[Code that builds pages]
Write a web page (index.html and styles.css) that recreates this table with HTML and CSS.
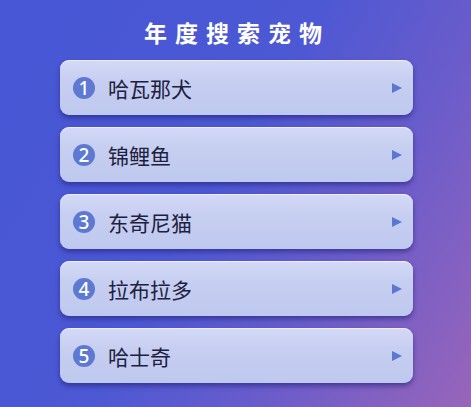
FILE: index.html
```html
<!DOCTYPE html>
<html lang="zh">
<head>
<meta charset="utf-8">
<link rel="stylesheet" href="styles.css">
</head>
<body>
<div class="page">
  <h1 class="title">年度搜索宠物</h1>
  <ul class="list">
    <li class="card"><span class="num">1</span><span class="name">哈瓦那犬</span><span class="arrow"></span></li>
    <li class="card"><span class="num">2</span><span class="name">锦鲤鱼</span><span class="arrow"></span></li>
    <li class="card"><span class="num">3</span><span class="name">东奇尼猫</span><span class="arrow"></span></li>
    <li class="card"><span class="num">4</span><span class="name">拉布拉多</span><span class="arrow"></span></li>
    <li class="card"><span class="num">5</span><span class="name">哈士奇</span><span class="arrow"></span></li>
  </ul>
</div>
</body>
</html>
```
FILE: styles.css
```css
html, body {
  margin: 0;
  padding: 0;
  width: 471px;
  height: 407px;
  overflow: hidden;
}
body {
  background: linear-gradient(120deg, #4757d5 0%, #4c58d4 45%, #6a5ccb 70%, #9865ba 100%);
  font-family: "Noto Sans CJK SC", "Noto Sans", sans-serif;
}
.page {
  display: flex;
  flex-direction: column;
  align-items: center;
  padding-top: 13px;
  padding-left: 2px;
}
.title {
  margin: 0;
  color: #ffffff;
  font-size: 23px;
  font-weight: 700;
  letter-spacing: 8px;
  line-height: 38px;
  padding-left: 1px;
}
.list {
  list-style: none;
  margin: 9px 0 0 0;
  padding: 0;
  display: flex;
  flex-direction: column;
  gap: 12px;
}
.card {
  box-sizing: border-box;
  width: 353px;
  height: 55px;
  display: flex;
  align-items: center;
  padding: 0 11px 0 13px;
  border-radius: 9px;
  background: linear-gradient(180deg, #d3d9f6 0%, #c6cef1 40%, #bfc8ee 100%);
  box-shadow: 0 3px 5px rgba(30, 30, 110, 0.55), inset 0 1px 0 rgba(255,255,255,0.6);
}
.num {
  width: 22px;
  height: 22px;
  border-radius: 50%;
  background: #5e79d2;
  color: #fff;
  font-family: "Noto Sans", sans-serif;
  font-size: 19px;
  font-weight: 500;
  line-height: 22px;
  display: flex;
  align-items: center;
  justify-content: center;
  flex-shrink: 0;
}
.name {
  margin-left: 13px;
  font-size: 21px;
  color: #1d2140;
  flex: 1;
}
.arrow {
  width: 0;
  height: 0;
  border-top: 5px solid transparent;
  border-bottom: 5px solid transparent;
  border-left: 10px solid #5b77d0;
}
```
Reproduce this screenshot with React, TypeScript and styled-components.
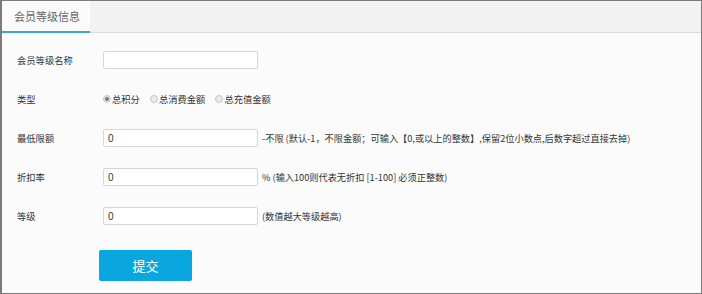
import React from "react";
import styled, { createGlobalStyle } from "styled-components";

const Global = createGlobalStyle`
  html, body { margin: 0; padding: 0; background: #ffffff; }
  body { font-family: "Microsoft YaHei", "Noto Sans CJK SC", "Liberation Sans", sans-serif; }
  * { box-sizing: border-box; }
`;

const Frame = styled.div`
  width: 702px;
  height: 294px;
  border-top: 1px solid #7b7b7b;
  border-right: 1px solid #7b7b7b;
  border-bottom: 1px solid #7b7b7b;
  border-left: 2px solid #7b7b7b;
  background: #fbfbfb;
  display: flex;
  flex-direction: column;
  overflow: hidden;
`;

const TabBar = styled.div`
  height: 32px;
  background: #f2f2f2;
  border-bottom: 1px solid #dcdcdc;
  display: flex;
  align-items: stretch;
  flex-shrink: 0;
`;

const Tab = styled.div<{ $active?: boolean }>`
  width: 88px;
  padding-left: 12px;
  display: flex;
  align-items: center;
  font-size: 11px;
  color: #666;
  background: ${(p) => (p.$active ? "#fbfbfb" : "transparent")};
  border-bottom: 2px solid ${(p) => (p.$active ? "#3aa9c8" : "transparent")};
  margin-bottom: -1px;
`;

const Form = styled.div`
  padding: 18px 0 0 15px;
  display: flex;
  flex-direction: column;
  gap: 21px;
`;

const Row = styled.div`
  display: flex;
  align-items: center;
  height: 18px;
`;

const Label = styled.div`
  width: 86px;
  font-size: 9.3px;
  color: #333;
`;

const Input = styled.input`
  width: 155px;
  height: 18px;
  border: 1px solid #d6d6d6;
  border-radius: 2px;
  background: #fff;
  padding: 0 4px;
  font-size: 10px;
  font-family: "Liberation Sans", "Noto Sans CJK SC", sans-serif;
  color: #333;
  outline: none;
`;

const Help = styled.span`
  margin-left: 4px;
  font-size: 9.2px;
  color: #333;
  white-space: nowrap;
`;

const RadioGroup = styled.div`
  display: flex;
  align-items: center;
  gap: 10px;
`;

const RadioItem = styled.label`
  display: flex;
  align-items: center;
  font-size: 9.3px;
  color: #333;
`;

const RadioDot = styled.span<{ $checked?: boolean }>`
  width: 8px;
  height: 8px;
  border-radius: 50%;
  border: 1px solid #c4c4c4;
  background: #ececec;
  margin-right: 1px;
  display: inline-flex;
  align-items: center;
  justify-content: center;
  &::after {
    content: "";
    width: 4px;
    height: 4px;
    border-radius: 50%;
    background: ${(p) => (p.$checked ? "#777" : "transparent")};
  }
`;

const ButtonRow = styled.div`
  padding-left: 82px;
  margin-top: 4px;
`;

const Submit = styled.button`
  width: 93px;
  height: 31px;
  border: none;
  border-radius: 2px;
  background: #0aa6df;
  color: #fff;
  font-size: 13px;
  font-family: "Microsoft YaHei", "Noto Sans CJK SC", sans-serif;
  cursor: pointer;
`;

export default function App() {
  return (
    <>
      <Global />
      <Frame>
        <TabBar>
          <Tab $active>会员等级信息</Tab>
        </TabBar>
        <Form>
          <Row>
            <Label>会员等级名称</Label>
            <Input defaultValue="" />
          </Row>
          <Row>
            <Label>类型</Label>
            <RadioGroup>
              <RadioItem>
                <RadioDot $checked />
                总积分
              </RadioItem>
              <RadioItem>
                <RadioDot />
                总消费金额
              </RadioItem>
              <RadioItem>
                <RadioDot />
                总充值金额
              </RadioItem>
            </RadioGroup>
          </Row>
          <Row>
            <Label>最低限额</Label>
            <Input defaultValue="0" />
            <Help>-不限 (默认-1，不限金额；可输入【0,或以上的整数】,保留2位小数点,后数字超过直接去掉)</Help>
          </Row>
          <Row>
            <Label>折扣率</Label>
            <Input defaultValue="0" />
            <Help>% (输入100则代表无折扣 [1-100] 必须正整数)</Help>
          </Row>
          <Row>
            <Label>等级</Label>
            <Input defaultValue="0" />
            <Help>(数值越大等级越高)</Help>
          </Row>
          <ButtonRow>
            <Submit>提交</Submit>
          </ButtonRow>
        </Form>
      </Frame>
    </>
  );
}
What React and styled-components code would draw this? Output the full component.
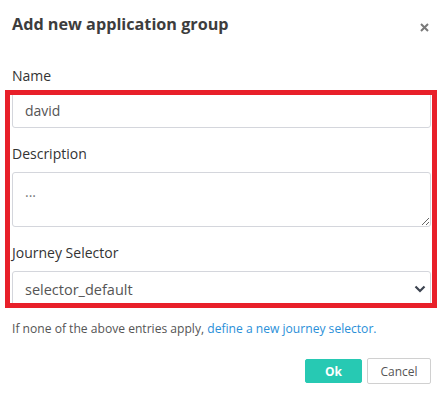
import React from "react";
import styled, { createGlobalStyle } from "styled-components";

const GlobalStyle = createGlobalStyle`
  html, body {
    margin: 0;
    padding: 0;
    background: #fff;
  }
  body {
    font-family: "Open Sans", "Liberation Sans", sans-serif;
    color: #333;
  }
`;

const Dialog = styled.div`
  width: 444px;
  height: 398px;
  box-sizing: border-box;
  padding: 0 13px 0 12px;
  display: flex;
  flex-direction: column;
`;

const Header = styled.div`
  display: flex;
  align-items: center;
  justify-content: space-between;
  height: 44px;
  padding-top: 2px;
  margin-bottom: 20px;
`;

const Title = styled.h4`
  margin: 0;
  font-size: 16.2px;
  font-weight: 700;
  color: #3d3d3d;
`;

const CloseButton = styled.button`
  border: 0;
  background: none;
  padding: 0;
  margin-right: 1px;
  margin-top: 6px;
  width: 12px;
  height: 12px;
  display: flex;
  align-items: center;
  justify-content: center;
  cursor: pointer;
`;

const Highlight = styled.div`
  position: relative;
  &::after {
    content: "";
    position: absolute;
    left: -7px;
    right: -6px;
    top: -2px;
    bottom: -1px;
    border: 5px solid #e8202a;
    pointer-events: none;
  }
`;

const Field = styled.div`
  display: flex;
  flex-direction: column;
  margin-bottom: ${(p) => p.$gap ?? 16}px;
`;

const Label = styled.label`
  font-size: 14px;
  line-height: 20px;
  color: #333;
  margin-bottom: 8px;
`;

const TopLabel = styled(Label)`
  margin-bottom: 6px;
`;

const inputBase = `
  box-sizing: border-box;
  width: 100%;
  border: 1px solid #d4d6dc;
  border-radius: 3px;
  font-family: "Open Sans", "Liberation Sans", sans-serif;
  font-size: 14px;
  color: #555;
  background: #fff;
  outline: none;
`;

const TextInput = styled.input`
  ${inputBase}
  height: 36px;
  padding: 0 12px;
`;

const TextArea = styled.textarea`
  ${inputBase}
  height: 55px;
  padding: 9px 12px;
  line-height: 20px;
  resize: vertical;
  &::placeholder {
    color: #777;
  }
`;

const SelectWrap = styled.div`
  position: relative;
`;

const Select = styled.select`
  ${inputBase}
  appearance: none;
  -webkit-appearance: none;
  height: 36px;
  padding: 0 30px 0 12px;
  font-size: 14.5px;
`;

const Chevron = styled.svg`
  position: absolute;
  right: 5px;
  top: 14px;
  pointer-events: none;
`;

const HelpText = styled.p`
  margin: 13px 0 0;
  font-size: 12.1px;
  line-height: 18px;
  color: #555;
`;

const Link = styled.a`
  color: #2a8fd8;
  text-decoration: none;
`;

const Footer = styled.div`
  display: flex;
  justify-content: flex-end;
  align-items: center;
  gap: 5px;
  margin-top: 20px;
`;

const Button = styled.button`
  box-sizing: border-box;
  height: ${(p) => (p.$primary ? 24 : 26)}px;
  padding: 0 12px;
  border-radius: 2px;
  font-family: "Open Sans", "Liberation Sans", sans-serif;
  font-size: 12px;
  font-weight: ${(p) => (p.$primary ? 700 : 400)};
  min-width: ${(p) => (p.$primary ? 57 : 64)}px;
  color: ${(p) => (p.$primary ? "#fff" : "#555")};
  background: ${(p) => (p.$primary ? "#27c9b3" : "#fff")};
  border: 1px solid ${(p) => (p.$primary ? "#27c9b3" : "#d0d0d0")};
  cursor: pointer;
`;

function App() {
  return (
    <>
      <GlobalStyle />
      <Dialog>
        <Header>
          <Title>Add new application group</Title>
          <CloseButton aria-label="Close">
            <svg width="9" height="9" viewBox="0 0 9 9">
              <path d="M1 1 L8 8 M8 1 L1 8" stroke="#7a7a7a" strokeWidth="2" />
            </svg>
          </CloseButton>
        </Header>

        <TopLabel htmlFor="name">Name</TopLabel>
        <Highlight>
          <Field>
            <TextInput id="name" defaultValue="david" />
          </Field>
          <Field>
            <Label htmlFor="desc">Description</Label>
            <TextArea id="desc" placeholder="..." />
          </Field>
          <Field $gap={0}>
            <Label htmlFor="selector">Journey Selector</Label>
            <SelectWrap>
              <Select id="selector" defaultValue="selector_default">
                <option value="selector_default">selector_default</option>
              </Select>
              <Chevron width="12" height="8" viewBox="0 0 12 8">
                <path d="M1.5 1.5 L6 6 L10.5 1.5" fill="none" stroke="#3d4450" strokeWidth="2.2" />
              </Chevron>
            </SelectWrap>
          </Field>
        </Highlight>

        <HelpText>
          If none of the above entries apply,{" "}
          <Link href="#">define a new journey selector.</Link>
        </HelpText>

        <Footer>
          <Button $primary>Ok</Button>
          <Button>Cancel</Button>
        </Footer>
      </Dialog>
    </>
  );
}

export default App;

■ **GIVEN TASK**
Using the material above, state how many lines include the string "components". Answer with a single number.

■ **EXERCISE OUTPUT**
4